[start Dataset records]

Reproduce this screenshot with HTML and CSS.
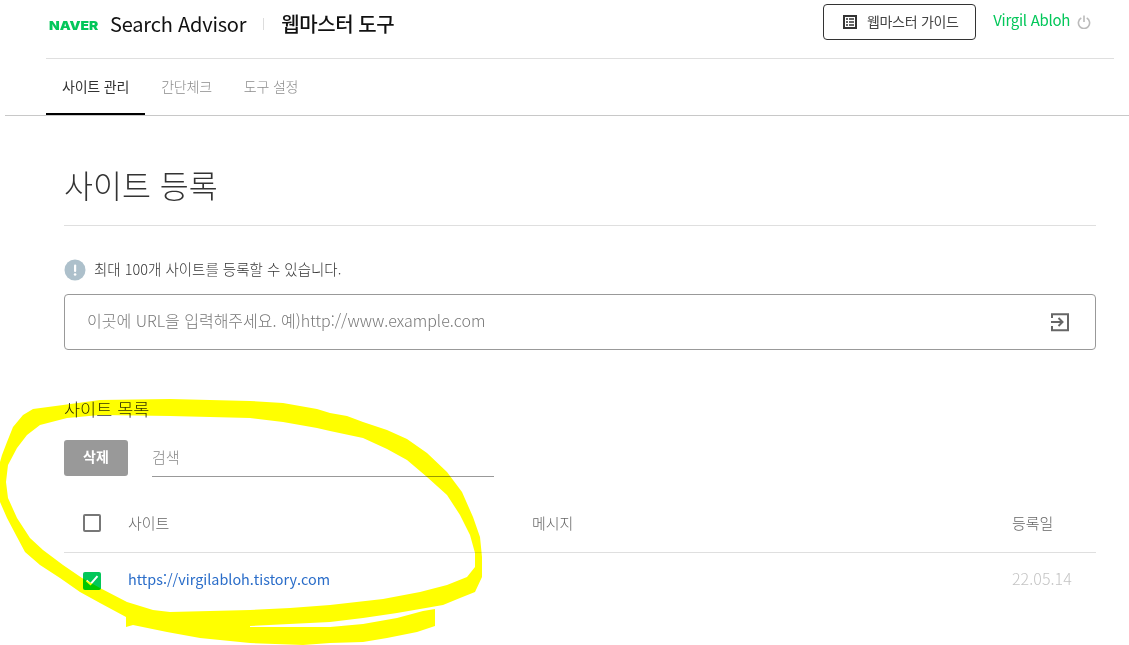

[end Dataset records]
[start Dataset records]

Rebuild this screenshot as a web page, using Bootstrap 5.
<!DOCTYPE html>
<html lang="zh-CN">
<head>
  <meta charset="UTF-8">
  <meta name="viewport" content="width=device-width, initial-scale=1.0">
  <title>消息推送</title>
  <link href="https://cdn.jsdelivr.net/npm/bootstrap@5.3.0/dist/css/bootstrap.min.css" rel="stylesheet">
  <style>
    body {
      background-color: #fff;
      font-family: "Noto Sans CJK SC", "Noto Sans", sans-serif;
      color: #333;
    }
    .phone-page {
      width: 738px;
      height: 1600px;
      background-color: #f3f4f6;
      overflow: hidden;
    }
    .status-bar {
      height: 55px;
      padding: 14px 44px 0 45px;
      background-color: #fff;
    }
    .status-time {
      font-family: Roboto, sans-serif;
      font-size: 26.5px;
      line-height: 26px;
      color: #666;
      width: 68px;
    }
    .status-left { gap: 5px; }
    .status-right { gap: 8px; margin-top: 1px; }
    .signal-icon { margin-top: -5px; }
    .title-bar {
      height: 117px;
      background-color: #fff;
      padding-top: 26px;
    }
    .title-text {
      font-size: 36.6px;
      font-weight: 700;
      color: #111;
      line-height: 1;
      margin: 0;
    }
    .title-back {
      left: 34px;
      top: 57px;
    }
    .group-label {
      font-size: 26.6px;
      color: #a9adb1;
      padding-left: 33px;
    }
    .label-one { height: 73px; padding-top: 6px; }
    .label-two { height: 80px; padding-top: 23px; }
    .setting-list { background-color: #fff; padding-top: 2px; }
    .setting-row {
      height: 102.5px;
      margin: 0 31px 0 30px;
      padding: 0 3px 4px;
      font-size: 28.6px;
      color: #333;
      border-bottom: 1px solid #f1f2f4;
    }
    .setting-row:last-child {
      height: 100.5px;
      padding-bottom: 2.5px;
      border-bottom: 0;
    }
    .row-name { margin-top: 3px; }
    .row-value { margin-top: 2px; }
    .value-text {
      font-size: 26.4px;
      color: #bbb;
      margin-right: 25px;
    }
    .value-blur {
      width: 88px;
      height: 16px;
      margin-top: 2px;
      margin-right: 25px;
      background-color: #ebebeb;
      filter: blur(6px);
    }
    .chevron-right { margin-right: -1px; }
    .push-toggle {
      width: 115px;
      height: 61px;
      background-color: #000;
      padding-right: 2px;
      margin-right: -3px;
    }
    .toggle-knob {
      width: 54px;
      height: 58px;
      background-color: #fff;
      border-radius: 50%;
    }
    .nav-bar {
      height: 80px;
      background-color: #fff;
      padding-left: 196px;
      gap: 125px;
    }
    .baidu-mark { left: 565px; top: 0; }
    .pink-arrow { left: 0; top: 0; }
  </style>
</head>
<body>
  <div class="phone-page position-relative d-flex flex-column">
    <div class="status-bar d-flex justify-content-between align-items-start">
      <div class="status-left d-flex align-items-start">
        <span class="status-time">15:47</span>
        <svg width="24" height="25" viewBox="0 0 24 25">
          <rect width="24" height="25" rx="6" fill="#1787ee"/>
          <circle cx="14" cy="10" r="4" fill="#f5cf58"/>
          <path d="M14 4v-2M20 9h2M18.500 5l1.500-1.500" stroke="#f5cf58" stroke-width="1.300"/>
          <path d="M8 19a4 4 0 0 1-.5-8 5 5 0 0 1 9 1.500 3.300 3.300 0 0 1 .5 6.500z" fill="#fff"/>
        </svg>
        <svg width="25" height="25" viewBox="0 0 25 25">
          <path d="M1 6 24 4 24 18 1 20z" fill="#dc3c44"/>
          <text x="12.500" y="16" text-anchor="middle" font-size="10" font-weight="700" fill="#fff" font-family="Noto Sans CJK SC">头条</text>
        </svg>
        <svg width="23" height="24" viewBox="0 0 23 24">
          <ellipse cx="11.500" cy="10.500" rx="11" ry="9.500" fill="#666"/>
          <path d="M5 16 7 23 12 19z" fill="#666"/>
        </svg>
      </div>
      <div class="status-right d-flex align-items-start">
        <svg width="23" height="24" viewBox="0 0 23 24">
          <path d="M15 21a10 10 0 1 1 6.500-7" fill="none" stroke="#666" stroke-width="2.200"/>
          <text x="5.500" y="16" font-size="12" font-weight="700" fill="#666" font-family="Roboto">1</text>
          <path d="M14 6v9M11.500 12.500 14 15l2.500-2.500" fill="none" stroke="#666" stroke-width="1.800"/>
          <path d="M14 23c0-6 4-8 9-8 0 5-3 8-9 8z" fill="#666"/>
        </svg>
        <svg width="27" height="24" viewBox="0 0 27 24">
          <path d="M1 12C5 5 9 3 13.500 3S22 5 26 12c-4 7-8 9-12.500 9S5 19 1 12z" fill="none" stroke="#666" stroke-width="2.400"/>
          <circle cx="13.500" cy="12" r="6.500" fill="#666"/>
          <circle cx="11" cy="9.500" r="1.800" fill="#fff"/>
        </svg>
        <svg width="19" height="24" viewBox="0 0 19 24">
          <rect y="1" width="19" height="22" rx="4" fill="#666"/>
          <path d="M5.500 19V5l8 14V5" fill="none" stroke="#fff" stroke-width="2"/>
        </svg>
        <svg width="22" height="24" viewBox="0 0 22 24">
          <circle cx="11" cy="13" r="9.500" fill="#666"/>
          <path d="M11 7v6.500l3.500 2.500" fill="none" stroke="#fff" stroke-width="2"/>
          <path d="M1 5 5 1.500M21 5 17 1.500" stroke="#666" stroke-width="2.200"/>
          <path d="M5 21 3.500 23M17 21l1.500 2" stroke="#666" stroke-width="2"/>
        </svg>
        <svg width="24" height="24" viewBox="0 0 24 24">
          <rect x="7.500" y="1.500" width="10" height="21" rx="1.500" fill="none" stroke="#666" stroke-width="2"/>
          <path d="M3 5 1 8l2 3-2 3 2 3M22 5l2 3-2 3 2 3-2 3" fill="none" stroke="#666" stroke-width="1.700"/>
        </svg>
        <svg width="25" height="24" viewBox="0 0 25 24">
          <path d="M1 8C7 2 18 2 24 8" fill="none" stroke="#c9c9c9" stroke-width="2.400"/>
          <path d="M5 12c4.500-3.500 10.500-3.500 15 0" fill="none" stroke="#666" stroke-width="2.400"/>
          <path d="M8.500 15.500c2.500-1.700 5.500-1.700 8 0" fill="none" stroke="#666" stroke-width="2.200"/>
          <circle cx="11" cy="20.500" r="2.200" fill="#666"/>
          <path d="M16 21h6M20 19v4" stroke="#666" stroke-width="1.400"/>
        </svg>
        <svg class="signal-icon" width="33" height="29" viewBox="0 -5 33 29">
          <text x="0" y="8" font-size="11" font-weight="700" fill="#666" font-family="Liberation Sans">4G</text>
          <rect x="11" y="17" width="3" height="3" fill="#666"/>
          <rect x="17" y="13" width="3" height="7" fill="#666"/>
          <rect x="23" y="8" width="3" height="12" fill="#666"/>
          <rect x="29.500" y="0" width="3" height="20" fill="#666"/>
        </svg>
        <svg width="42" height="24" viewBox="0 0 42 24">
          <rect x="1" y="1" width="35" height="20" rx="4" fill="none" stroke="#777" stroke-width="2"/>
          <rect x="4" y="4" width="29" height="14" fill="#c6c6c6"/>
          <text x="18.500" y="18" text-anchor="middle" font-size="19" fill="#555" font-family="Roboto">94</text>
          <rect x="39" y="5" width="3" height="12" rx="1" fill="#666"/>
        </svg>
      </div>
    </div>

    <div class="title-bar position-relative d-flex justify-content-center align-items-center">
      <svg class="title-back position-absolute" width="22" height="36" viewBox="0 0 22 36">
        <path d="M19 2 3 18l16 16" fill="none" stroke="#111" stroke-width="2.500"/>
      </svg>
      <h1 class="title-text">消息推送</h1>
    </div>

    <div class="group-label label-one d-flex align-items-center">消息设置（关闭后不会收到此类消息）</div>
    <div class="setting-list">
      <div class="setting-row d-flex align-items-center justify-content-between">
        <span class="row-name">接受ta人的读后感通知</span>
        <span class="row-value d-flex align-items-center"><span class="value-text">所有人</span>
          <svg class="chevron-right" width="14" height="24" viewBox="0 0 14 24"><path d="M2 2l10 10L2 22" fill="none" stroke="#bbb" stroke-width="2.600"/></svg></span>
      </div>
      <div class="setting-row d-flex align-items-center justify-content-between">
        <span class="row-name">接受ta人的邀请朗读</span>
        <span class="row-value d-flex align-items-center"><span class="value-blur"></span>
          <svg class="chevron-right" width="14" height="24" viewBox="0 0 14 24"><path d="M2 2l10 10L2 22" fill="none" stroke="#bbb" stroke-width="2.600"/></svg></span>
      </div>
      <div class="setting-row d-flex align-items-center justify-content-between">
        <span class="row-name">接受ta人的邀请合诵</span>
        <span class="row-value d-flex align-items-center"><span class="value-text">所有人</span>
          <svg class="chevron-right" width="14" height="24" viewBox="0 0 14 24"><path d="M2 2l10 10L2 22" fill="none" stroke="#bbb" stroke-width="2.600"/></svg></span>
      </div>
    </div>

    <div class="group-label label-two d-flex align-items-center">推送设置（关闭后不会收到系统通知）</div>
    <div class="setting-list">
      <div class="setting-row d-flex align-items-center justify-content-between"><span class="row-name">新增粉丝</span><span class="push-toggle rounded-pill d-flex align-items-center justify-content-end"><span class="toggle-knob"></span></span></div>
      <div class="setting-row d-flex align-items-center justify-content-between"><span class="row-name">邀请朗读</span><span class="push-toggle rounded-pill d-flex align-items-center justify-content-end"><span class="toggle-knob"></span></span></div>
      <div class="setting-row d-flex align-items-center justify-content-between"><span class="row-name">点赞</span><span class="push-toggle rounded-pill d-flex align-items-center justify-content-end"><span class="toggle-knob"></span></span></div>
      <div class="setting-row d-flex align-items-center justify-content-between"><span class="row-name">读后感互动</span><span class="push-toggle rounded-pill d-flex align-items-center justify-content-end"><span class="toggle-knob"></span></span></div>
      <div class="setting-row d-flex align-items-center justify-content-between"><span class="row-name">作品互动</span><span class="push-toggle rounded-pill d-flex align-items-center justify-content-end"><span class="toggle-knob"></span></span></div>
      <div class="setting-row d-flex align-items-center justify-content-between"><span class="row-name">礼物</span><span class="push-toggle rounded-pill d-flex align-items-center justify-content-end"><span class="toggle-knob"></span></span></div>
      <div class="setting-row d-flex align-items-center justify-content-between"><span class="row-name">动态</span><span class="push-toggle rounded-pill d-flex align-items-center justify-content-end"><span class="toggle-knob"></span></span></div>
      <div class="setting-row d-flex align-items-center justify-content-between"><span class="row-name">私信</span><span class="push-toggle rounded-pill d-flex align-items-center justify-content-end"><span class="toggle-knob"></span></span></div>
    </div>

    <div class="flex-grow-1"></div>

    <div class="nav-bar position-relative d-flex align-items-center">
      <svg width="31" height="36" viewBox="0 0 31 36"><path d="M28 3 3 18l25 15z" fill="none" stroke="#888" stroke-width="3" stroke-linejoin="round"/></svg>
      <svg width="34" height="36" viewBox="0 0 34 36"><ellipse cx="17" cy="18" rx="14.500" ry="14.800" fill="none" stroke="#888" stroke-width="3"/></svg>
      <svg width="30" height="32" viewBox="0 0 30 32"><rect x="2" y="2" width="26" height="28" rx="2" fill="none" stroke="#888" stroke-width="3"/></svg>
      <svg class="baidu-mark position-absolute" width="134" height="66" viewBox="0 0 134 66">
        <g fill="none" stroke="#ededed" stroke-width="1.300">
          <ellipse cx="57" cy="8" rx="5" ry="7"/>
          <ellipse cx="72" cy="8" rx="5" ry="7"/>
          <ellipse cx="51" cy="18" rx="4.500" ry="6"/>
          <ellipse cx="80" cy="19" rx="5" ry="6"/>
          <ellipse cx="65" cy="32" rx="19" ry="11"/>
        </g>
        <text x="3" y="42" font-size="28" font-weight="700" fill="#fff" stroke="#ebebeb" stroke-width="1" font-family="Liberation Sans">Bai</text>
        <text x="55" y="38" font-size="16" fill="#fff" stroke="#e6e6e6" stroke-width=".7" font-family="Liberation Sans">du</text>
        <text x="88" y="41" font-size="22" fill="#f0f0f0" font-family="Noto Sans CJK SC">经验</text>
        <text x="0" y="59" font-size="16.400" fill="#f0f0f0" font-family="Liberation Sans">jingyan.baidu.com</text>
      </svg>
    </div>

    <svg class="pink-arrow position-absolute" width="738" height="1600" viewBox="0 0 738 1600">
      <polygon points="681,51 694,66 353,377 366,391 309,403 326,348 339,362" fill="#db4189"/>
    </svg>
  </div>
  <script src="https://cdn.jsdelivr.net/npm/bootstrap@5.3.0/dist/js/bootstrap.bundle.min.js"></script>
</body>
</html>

[end Dataset records]
[start Dataset records]

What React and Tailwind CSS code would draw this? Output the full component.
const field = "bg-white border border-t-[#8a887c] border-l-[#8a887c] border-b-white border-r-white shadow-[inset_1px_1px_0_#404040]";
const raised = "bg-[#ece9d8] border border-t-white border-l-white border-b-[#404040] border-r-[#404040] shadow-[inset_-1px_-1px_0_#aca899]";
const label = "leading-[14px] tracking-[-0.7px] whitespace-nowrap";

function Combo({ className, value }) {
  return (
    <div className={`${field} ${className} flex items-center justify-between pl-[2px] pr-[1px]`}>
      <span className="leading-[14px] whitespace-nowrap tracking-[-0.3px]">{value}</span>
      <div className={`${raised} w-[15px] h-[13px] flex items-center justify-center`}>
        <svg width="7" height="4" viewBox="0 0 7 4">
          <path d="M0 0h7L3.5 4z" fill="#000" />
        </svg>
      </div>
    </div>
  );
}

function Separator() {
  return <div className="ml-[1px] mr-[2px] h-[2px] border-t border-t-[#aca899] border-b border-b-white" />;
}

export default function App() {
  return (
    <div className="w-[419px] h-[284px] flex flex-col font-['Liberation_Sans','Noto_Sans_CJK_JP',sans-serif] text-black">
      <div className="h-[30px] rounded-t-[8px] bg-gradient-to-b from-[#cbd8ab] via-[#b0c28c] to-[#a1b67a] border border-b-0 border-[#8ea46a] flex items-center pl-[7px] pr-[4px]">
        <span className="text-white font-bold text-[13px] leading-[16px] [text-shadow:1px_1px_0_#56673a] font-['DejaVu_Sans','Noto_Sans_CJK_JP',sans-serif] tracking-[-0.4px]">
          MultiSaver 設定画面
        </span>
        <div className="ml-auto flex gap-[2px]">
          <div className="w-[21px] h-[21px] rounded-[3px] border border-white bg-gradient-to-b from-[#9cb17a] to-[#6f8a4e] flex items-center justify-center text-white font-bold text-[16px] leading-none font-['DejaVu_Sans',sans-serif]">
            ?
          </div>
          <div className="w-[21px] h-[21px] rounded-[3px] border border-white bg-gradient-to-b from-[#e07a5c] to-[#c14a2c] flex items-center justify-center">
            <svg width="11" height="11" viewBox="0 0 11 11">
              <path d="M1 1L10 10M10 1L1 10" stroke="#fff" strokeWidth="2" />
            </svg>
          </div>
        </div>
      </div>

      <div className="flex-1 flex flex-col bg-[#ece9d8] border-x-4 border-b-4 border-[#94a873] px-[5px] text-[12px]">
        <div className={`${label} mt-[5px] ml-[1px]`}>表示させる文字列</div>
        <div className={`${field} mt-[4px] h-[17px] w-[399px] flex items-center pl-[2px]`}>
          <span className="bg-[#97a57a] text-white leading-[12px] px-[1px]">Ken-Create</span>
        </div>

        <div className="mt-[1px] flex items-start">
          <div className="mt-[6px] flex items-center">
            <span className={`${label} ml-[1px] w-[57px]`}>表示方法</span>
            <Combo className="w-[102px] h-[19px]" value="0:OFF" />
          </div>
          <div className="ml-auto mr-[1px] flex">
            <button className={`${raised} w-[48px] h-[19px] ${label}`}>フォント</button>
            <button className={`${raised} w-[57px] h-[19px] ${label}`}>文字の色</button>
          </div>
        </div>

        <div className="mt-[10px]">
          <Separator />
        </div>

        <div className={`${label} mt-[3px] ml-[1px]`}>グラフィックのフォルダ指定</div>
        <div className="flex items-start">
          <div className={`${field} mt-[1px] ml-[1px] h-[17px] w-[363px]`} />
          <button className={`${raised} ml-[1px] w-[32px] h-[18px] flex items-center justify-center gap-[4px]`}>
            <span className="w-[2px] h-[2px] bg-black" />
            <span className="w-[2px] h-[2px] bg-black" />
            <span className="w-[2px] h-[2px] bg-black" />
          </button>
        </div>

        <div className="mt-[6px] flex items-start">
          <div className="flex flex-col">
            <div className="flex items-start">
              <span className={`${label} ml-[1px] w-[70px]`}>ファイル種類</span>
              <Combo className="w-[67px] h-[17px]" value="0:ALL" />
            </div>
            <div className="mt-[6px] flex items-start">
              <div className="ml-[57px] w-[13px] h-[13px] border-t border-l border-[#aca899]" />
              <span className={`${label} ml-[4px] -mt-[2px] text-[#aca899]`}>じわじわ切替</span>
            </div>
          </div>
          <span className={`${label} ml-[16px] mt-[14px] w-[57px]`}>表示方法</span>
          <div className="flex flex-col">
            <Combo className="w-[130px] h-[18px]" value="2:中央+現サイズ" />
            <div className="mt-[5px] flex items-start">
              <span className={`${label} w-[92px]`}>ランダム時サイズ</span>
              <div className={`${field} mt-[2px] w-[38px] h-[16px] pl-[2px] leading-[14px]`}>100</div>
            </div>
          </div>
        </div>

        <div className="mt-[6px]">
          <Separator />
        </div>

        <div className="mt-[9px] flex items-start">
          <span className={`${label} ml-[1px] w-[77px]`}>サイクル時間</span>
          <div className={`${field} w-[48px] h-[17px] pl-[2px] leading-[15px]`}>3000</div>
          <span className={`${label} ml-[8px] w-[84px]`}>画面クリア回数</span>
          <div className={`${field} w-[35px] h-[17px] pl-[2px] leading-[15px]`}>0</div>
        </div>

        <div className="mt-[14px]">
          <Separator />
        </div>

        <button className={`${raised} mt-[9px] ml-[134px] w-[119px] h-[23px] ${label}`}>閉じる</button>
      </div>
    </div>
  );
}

[end Dataset records]

Take each line containing the string "screenshot" and copy it out.

Reproduce this screenshot with HTML and CSS.
Rebuild this screenshot as a web page, using Bootstrap 5.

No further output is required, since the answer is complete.